If managers are supposed to be responsible for building and maintaining the center for business analysis and advancement, then each manager must understand the differences between process diagrams, operating procedures, and user guides for the Constituent Relationship Management (CRM) platform.

 

But sometimes, those often have many similarities.

 

  • Process flow diagram maps outline the end-to-end steps of the process. The purpose of the process flow diagram map is to provide a high-level view of the workflow, identify who’s involved and where the hand offs are, and help you clearly understand how you get from the beginning to the end. It is a complete overview of the inputs and outputs of the process.
  • The standard operating procedure outlines the standard operating steps to execute. This may be one or many, but the goal of a standard operating procedure creates consistency for training staff—their involvement in the process yields consistent results.
  • User guides explain how to use software systems like the CRM to support the process. This encourages system adoption and proficient usage and defines the ins and outs of the tool set you’ve been given.

It’s common for managers to have knowledge gaps regarding the processes and procedures—often, specifically with how things are done in their department. This is simply because they aren’t doing it themselves and not necessarily improper management. And it’s often assumed that every manager has good delegation skills and comprehensively elicits information from others. Again, that may not be the case.

 

Now that’s just gathering the information. In this model, it’s also assumed managers have the skill sets to know the difference between documentation and gathering information.

 

You risk creating chaos again if managers are tasked with creating their processes and procedures because everyone has different ways of doing things.

 

Using managers to build a center of excellence for business analysis and advancement requires training. The training should include elicitation techniques, process mapping workshops, and stakeholder interviews. Building a center of excellence for business analysis and advancement requires templates and tool sets to enable consistency and standardized documentation.

Option 2: Identify Business Analysts

The ideal state is to have dedicated business analysts. These experts are individuals with the proper skill set and training in methodologies for business analysis and can create and maintain rich documentation. General managers often lack this focused skill set and can’t capture processes or identify inefficiencies that might be a blind spot to management.

 

In this model, business analysts develop metrics and shape behavior toward objectives such as efficiency, collaboration, and transparency—all things you want within your department. The business analysts become the partner, acting as an external counsel to help you push toward the goal.

 

With the proper skill sets, your business analysts can also oversee some change management aspects. But of course, using business analysts do have a downside. An entire advancement division can’t just be supported by one person. You need multiple people to become a dedicated resource for advancement departments. But most institutions don’t have the budget to support dedicated business analysts.

Option 3: Establish a Consultative Model to Build a Center of Excellence for Business Analysis and Advancement

Establishing a consultative model to build a center of excellence for business analysis and advancement is more cost-effective because it provides oversight for consistency without long-term expense.
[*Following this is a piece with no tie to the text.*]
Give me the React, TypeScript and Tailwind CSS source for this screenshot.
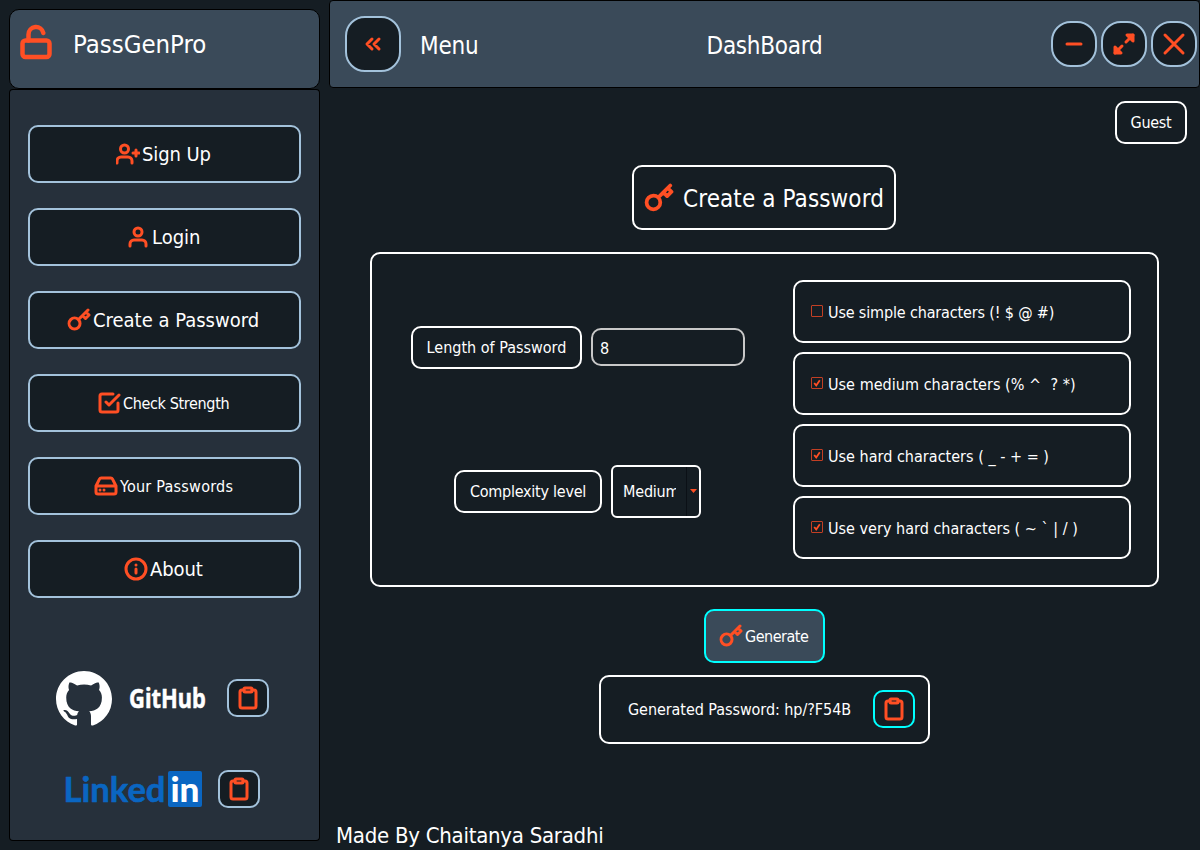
import type { ReactNode } from "react";

type IconProps = { className?: string };

function Icon({ className = "size-6", width = 3, children }: IconProps & { width?: number; children: ReactNode }) {
  return (
    <svg
      viewBox="0 0 24 24"
      fill="none"
      stroke="#ff4f24"
      strokeWidth={width}
      strokeLinecap="round"
      strokeLinejoin="round"
      className={`shrink-0 ${className}`}
    >
      {children}
    </svg>
  );
}

const UnlockIcon = ({ className }: IconProps) => (
  <Icon className={className}>
    <rect x="3" y="11" width="18" height="11" rx="2" />
    <path d="M7 11V7a5 5 0 0 1 9.9-1" />
  </Icon>
);

const UserPlusIcon = () => (
  <Icon>
    <path d="M16 21v-2a4 4 0 0 0-4-4H5a4 4 0 0 0-4 4v2M20 8v6M23 11h-6" />
    <circle cx="8.5" cy="7" r="4" />
  </Icon>
);

const UserIcon = () => (
  <Icon>
    <path d="M20 21v-2a4 4 0 0 0-4-4H8a4 4 0 0 0-4 4v2" />
    <circle cx="12" cy="7" r="4" />
  </Icon>
);

const KeyIcon = ({ className }: IconProps) => (
  <Icon className={className}>
    <path d="M21 2l-2 2m-7.61 7.61a5.5 5.5 0 1 1-7.778 7.778 5.5 5.5 0 0 1 7.777-7.777zm0 0L15.5 7.5m0 0l3 3L22 7l-3-3m-3.5 3.5L19 4" />
  </Icon>
);

const CheckSquareIcon = () => (
  <Icon>
    <path d="M9 11l3 3L22 4" />
    <path d="M21 12v7a2 2 0 0 1-2 2H5a2 2 0 0 1-2-2V5a2 2 0 0 1 2-2h11" />
  </Icon>
);

const HardDriveIcon = () => (
  <Icon>
    <path d="M22 12H2M5.45 5.11L2 12v6a2 2 0 0 0 2 2h16a2 2 0 0 0 2-2v-6l-3.45-6.89A2 2 0 0 0 16.76 4H7.24a2 2 0 0 0-1.79 1.11zM6 16h.01M10 16h.01" />
  </Icon>
);

const InfoIcon = () => (
  <Icon>
    <circle cx="12" cy="12" r="10" />
    <path d="M12 16v-4M12 8h.01" />
  </Icon>
);

const ClipboardIcon = () => (
  <Icon>
    <path d="M16 4h2a2 2 0 0 1 2 2v14a2 2 0 0 1-2 2H6a2 2 0 0 1-2-2V6a2 2 0 0 1 2-2h2" />
    <rect x="8" y="2" width="8" height="4" rx="1" />
  </Icon>
);

const ChevronsLeftIcon = () => (
  <Icon>
    <path d="M11 17l-5-5 5-5M18 17l-5-5 5-5" />
  </Icon>
);

const MinusIcon = () => (
  <Icon>
    <path d="M5 12h14" />
  </Icon>
);

const MaximizeIcon = () => (
  <Icon>
    <path d="M15 3h6v6zM9 21H3v-6z" fill="#ff4f24" />
    <path d="M21 3l-7 7M3 21l7-7" />
  </Icon>
);

const CloseIcon = () => (
  <Icon>
    <path d="M3 3l18 18M21 3L3 21" />
  </Icon>
);

const navItems = [
  { label: "Sign Up", icon: <UserPlusIcon />, pad: "pl-[86px]", text: "text-[20px] tracking-[-0.1px]" },
  { label: "Login", icon: <UserIcon />, pad: "pl-[96px]", text: "text-[20px]" },
  { label: "Create a Password", icon: <KeyIcon />, pad: "pl-[37px]", text: "text-[20px]" },
  { label: "Check Strength", icon: <CheckSquareIcon />, pad: "pl-[67px]", text: "pt-0.5 text-[16px] tracking-[-0.35px]" },
  { label: "Your Passwords", icon: <HardDriveIcon />, pad: "pl-[64px]", text: "pt-0.5 text-[16px] tracking-[0.25px]" },
  { label: "About", icon: <InfoIcon />, pad: "pl-[94px]", text: "text-[20px] tracking-[-0.1px]" },
];

const options = [
  { label: "Use simple characters (! $ @ #)", checked: false, tracking: "tracking-[-0.15px]" },
  { label: "Use medium characters (% ^  ? *)", checked: true, tracking: "tracking-[0.04px]" },
  { label: "Use hard characters ( _ - + = )", checked: true, tracking: "tracking-[0.02px]" },
  { label: "Use very hard characters ( ~ ` | / )", checked: true, tracking: "tracking-[0.02px]" },
];

function CopyButton({ active = false }: { active?: boolean }) {
  return (
    <button
      className={`flex h-[38px] w-[42px] shrink-0 items-center justify-center rounded-[10px] border-2 bg-[#151d23] ${
        active ? "border-[#00ffff]" : "border-[#a3c2db]"
      }`}
    >
      <ClipboardIcon />
    </button>
  );
}

function WindowButton({ children }: { children: ReactNode }) {
  return (
    <button className="flex size-[46px] items-center justify-center rounded-[20px] border-2 border-[#a3c2db] bg-[#151d23]">
      {children}
    </button>
  );
}

function Sidebar() {
  return (
    <aside className="mt-[9px] ml-[9px] flex w-[311px] shrink-0 flex-col">
      <div className="flex h-20 items-start rounded-[10px] border border-black bg-[#3a4a59] pt-3.5 pl-2">
        <UnlockIcon className="size-9" />
        <span className="ml-[19px] text-[25.5px] leading-[40px]">PassGenPro</span>
      </div>
      <nav className="flex h-[551px] flex-col gap-[25px] rounded-t-[4px] border border-b-0 border-black bg-[#26303b] px-[18px] pt-[35px]">
        {navItems.map((item) => (
          <button
            key={item.label}
            className={`flex h-[58px] w-[273px] shrink-0 items-center gap-0.5 rounded-[10px] border-2 border-[#a3c2db] bg-[#151d23] ${item.pad}`}
          >
            {item.icon}
            <span className={`whitespace-nowrap ${item.text}`}>{item.label}</span>
          </button>
        ))}
      </nav>
      <div className="flex h-[201px] flex-col rounded-b-[4px] border border-t-0 border-black bg-[#26303b]">
        <div className="mt-[30px] flex h-[56px] items-center pl-[46px]">
          <svg viewBox="0 0 16 16" fill="#fff" className="mt-px size-[56px] shrink-0">
            <path d="M8 0C3.58 0 0 3.58 0 8c0 3.54 2.29 6.53 5.47 7.59.4.07.55-.17.55-.38 0-.19-.01-.82-.01-1.49-2.01.37-2.53-.49-2.69-.94-.09-.23-.48-.94-.82-1.13-.28-.15-.68-.52-.01-.53.63-.01 1.08.58 1.23.82.72 1.21 1.87.87 2.33.66.07-.52.28-.87.51-1.07-1.78-.2-3.64-.89-3.64-3.95 0-.87.31-1.59.82-2.15-.08-.2-.36-1.02.08-2.12 0 0 .67-.21 2.2.82.64-.18 1.32-.27 2-.27.68 0 1.36.09 2 .27 1.53-1.04 2.2-.82 2.2-.82.44 1.1.16 1.92.08 2.12.51.56.82 1.27.82 2.15 0 3.07-1.87 3.75-3.65 3.95.29.25.54.73.54 1.48 0 1.07-.01 1.93-.01 2.2 0 .21.15.46.55.38A8.013 8.013 0 0016 8c0-4.42-3.58-8-8-8z" />
          </svg>
          <svg viewBox="0 0 78 40" className="ml-[17px] h-10 w-[78px] shrink-0 overflow-visible">
            <text
              x="0"
              y="29.5"
              fill="#fff"
              stroke="#fff"
              strokeWidth="0.5"
              textLength="77"
              lengthAdjust="spacingAndGlyphs"
              className="font-['Noto_Sans',sans-serif] text-[27px] font-bold"
            >
              GitHub
            </text>
          </svg>
          <div className="ml-[20px]">
            <CopyButton />
          </div>
        </div>
        <div className="mt-[44px] flex h-[38px] items-center pl-[55px]">
          <svg viewBox="0 0 138 38" className="h-[38px] w-[138px] shrink-0 overflow-visible">
            <text
              x="-1.5"
              y="32"
              fill="#0a66c2"
              stroke="#0a66c2"
              strokeWidth="0.6"
              textLength="102"
              lengthAdjust="spacingAndGlyphs"
              className="font-[Lato,sans-serif] text-[35px] font-bold"
            >
              Linked
            </text>
            <rect x="103" y="1" width="34" height="36" rx="2" fill="#0a66c2" />
            <text
              x="105.5"
              y="32"
              fill="#fff"
              textLength="29"
              lengthAdjust="spacingAndGlyphs"
              className="font-[Lato,sans-serif] text-[34px] font-black"
            >
              in
            </text>
          </svg>
          <div className="ml-[15px]">
            <CopyButton />
          </div>
        </div>
      </div>
    </aside>
  );
}

function CheckOption({ label, checked, tracking }: { label: string; checked: boolean; tracking: string }) {
  return (
    <label className="flex h-[63px] w-[338px] items-center gap-1 rounded-[10px] border-2 border-white pl-[15px]">
      <svg viewBox="0 0 14 14" fill="none" className="mb-[2px] size-3.5 shrink-0">
        <rect x="1.5" y="1.5" width="11" height="11" rx="0.5" stroke="#c23f24" />
        {checked && <path d="M4.2 7l2 2.4L9.8 4.2" stroke="#ff4f24" strokeWidth="1.8" />}
      </svg>
      <span className={`pt-0.5 whitespace-pre ${tracking}`}>{label}</span>
    </label>
  );
}

function PasswordForm() {
  return (
    <section className="mt-[22px] flex h-[335px] w-[789px] shrink-0 self-center rounded-[10px] border-2 border-white">
      <div className="flex w-[421px] flex-col">
        <div className="mt-[72px] flex h-[43px] items-center gap-[9px] pl-[39px]">
          <div className="flex h-[43px] w-[171px] items-center justify-center rounded-[10px] border-2 border-white pt-px whitespace-nowrap">
            Length of Password
          </div>
          <input
            defaultValue="8"
            className="mb-px h-[38px] w-[154px] rounded-[10px] border-2 border-[#c8c8c8] bg-transparent pt-0.5 pl-[7px] outline-none"
          />
        </div>
        <div className="mt-[96px] flex h-[53px] items-center gap-[9px] pl-[82px]">
          <div className="flex h-[43px] w-[148px] items-center justify-center rounded-[10px] border-2 border-white pt-px tracking-[-0.25px] whitespace-nowrap">
            Complexity level
          </div>
          <div className="flex h-[53px] w-[90px] items-center rounded-[6px] border-2 border-white pl-[10px]">
            <span className="w-[53px] overflow-hidden pt-px tracking-[-0.2px]">Medium</span>
            <span className="ml-[10px] h-full w-px bg-[#0b1016]" />
            <svg viewBox="0 0 7 4" className="mb-0.5 ml-[3px] h-1 w-[7px] shrink-0">
              <path d="M0 0h7L3.5 4z" fill="#ff4f24" />
            </svg>
          </div>
        </div>
      </div>
      <div className="flex flex-col gap-[9px] pt-[26px]">
        {options.map((o) => (
          <CheckOption key={o.label} {...o} />
        ))}
      </div>
    </section>
  );
}

function Main() {
  return (
    <main className="ml-[9px] flex w-[871px] shrink-0 flex-col">
      <header className="flex h-[88px] shrink-0 items-center rounded-[4px] border border-black bg-[#3a4a59] pr-[2px] pl-[15px] text-[24px]">
        <button className="flex size-14 shrink-0 items-center justify-center rounded-[20px] border-2 border-[#a3c2db] bg-[#151d23]">
          <ChevronsLeftIcon />
        </button>
        <span className="w-[287px] pt-1 pl-[19px] tracking-[-0.2px]">Menu</span>
        <h1 className="flex-1 pt-1 pl-[18.5px] tracking-[-0.25px]">DashBoard</h1>
        <div className="flex gap-1">
          <WindowButton>
            <MinusIcon />
          </WindowButton>
          <WindowButton>
            <MaximizeIcon />
          </WindowButton>
          <WindowButton>
            <CloseIcon />
          </WindowButton>
        </div>
      </header>
      <div className="mt-[13px] mr-[13px] flex h-[43px] w-[72px] shrink-0 items-center justify-center self-end rounded-[10px] border-2 border-white pt-px tracking-[-0.3px]">
        Guest
      </div>
      <div className="mt-[21px] mr-px flex h-[65px] w-[264px] shrink-0 items-center self-center rounded-[10px] border-2 border-white pl-[10px] text-[24px]">
        <KeyIcon className="size-[30px]" />
        <h2 className="ml-[9px] pt-0.5 tracking-[0.1px] whitespace-nowrap">Create a Password</h2>
      </div>
      <PasswordForm />
      <button className="mt-[22px] flex h-[54px] w-[121px] shrink-0 items-center gap-0.5 self-center rounded-[10px] border-2 border-[#00ffff] bg-[#3a4a59] pl-[13px]">
        <KeyIcon />
        <span className="pt-0.5 tracking-[-0.5px]">Generate</span>
      </button>
      <div className="mt-3 flex h-[69px] w-[331px] shrink-0 items-center justify-between self-center rounded-[10px] border-2 border-white pr-[13px] pl-[27px]">
        <span className="pt-px tracking-[-0.06px] whitespace-nowrap">Generated Password: hp/?F54B</span>
        <div className="mb-px">
          <CopyButton active />
        </div>
      </div>
      <footer className="mt-[78px] pl-[7px] text-[22px] leading-[28px] tracking-[-0.26px]">Made By Chaitanya Saradhi</footer>
    </main>
  );
}

export default function App() {
  return (
    <div className="flex h-[850px] w-[1200px] overflow-hidden bg-[#151d23] font-['DejaVu_Sans_Condensed','DejaVu_Sans',sans-serif] text-[16px] text-white">
      <Sidebar />
      <Main />
    </div>
  );
}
This model is especially effective for small teams.

 

In this model, the department head still contributes in establishing the fundmental basis, but by partnering with a consultant, you now have someone to guide you through the process. And you’re still getting the back-and-forth communication while identifying potential blind spots and establishing direction with change management. The consultative model ensures the CRM implementation is not solely resting on the business analysts’ group—instead, the burden is shared and functionality is improved.